#### Task statement:
Only a number is expected: how many lines in the data below contain the word "with".

--- begin Recorded data ---

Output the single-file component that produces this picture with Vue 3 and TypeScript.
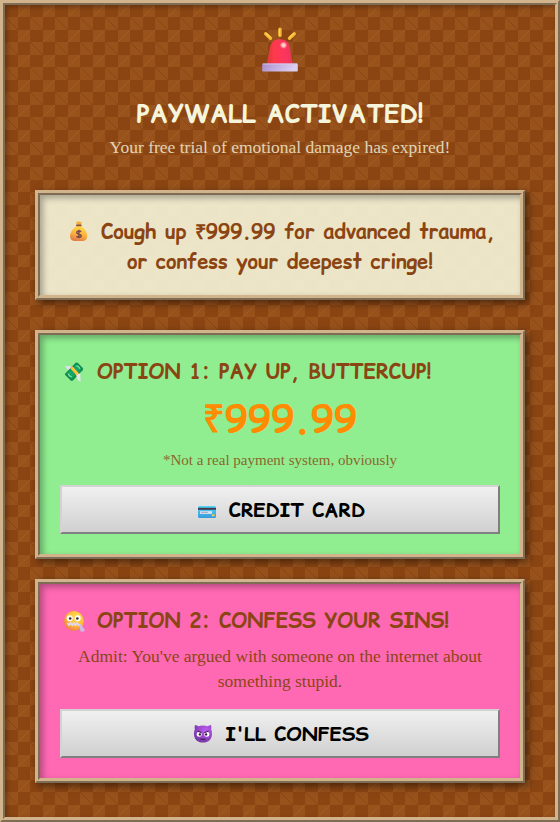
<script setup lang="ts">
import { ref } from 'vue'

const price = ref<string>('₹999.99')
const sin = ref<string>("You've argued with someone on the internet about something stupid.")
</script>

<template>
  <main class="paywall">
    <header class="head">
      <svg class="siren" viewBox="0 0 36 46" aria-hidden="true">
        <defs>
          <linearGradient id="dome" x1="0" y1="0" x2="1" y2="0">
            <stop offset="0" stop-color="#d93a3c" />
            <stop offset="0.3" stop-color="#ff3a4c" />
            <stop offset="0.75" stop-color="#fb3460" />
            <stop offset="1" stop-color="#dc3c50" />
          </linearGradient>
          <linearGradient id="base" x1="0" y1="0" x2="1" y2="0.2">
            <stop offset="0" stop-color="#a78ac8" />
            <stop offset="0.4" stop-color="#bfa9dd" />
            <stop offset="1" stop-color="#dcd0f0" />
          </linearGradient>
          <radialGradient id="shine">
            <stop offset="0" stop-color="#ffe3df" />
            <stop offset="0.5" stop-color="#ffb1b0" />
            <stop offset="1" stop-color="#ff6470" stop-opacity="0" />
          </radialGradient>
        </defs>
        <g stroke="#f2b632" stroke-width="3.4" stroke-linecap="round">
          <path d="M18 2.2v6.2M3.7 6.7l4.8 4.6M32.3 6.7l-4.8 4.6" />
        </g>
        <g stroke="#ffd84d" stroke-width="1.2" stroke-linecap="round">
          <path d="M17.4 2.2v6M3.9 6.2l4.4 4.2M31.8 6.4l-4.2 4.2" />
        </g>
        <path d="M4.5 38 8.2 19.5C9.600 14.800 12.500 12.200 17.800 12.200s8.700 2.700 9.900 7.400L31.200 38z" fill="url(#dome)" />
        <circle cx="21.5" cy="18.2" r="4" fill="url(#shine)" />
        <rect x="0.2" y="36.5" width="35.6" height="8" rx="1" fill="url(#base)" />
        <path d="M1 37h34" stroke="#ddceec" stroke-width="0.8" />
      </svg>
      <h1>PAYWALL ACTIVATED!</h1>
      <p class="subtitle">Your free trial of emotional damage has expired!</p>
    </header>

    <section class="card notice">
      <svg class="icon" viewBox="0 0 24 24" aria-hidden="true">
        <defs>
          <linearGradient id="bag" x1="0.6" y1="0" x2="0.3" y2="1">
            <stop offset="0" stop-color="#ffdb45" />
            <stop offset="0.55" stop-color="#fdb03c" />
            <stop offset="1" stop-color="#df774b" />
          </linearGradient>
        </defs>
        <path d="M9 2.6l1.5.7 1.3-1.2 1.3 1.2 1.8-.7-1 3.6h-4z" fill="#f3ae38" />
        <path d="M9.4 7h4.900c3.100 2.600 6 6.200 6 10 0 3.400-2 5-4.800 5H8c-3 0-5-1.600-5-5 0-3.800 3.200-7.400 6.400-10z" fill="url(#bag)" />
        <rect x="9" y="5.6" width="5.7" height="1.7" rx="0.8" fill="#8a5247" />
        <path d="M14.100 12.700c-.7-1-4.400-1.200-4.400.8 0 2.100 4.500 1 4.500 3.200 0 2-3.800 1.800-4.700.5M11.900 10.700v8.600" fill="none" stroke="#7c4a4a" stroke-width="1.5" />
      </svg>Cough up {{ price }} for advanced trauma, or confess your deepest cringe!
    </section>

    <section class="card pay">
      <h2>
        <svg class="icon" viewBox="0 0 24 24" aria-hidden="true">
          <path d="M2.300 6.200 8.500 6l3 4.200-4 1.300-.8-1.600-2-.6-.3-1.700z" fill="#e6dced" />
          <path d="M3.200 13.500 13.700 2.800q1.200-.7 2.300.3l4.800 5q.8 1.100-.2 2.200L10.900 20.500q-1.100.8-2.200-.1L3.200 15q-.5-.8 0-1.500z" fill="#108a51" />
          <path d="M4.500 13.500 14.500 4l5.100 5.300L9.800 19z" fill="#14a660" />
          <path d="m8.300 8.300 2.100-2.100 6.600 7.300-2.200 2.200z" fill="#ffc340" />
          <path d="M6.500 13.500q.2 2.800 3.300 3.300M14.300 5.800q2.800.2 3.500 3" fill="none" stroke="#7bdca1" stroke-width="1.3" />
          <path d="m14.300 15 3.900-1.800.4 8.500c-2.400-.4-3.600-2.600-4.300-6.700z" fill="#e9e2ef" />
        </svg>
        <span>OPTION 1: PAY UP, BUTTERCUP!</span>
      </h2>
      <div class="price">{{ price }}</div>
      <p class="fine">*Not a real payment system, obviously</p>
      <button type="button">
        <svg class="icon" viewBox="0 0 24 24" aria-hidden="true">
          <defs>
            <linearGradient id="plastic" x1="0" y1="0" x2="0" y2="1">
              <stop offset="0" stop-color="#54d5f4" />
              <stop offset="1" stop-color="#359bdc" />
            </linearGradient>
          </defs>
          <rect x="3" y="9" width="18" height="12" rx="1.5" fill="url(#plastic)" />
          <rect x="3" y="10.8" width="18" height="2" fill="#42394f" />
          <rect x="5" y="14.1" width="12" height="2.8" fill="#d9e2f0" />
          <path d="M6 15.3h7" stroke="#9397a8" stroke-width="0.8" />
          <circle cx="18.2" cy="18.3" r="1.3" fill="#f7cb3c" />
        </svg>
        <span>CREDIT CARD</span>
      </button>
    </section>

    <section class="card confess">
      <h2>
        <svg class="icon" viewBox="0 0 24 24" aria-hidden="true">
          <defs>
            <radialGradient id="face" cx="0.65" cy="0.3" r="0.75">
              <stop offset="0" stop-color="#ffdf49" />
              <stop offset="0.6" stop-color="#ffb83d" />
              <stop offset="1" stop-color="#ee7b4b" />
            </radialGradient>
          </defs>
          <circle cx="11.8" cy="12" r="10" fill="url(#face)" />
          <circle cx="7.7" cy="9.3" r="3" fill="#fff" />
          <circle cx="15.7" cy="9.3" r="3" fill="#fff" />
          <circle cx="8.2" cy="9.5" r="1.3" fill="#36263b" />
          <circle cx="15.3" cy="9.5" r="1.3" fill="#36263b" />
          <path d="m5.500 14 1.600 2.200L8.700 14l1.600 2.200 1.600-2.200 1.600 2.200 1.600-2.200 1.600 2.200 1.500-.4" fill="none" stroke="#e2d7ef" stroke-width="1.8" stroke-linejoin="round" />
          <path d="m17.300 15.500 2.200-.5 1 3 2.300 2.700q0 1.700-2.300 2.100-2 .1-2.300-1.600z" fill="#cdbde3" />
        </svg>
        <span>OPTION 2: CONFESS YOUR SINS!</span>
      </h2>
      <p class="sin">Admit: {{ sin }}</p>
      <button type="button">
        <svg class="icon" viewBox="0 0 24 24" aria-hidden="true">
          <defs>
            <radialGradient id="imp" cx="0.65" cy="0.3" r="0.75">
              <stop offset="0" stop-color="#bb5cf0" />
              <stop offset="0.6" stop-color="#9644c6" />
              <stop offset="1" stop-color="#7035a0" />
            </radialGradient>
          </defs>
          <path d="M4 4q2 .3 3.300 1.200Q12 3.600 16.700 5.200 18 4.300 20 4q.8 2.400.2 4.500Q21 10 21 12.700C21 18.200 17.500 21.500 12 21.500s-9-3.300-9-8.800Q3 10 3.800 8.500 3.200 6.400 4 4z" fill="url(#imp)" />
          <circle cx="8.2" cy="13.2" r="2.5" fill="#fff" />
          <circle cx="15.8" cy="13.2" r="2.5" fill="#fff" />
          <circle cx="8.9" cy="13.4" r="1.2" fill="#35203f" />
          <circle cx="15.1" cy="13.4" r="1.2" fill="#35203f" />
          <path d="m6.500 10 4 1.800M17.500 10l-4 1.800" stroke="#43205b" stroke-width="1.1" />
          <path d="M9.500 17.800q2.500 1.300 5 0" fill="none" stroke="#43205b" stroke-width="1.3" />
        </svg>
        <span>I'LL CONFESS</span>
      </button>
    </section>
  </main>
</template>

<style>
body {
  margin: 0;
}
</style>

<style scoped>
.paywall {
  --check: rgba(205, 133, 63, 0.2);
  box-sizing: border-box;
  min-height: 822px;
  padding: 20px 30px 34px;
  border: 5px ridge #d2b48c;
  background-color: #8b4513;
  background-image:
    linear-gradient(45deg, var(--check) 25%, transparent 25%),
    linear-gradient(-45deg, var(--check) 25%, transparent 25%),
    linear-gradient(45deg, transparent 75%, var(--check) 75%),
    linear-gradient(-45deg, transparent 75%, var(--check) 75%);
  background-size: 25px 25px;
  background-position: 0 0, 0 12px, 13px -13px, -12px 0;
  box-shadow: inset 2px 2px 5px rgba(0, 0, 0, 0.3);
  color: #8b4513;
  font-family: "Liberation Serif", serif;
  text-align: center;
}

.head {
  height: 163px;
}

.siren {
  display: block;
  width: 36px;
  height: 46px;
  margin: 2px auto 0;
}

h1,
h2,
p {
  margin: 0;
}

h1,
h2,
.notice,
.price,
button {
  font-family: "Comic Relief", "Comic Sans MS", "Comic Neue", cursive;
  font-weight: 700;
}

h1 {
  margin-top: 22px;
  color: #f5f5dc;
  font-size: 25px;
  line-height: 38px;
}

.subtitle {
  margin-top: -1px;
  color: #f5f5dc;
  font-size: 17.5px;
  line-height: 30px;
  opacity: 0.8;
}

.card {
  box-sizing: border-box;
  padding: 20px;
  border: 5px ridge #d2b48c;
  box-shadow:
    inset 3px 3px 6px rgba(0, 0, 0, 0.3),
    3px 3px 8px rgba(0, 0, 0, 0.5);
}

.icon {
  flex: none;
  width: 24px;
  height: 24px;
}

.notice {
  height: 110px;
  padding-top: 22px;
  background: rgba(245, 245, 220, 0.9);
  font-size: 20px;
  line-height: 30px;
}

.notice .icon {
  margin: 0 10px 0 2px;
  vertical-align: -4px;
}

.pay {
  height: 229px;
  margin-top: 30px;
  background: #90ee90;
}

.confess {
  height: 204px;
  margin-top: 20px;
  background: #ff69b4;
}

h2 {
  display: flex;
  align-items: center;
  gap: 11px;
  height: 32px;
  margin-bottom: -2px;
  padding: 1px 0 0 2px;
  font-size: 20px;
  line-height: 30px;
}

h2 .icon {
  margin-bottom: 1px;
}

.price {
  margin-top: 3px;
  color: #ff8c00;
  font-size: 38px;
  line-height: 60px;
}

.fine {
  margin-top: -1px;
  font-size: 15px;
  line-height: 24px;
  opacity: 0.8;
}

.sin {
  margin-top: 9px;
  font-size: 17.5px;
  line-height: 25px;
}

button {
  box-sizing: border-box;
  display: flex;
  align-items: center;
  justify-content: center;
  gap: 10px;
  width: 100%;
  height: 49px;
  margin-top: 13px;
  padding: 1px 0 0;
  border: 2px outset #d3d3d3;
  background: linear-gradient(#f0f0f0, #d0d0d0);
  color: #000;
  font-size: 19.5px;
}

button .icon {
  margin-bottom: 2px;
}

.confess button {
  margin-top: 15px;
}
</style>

--- end Recorded data ---

#### Result of this exercise:
2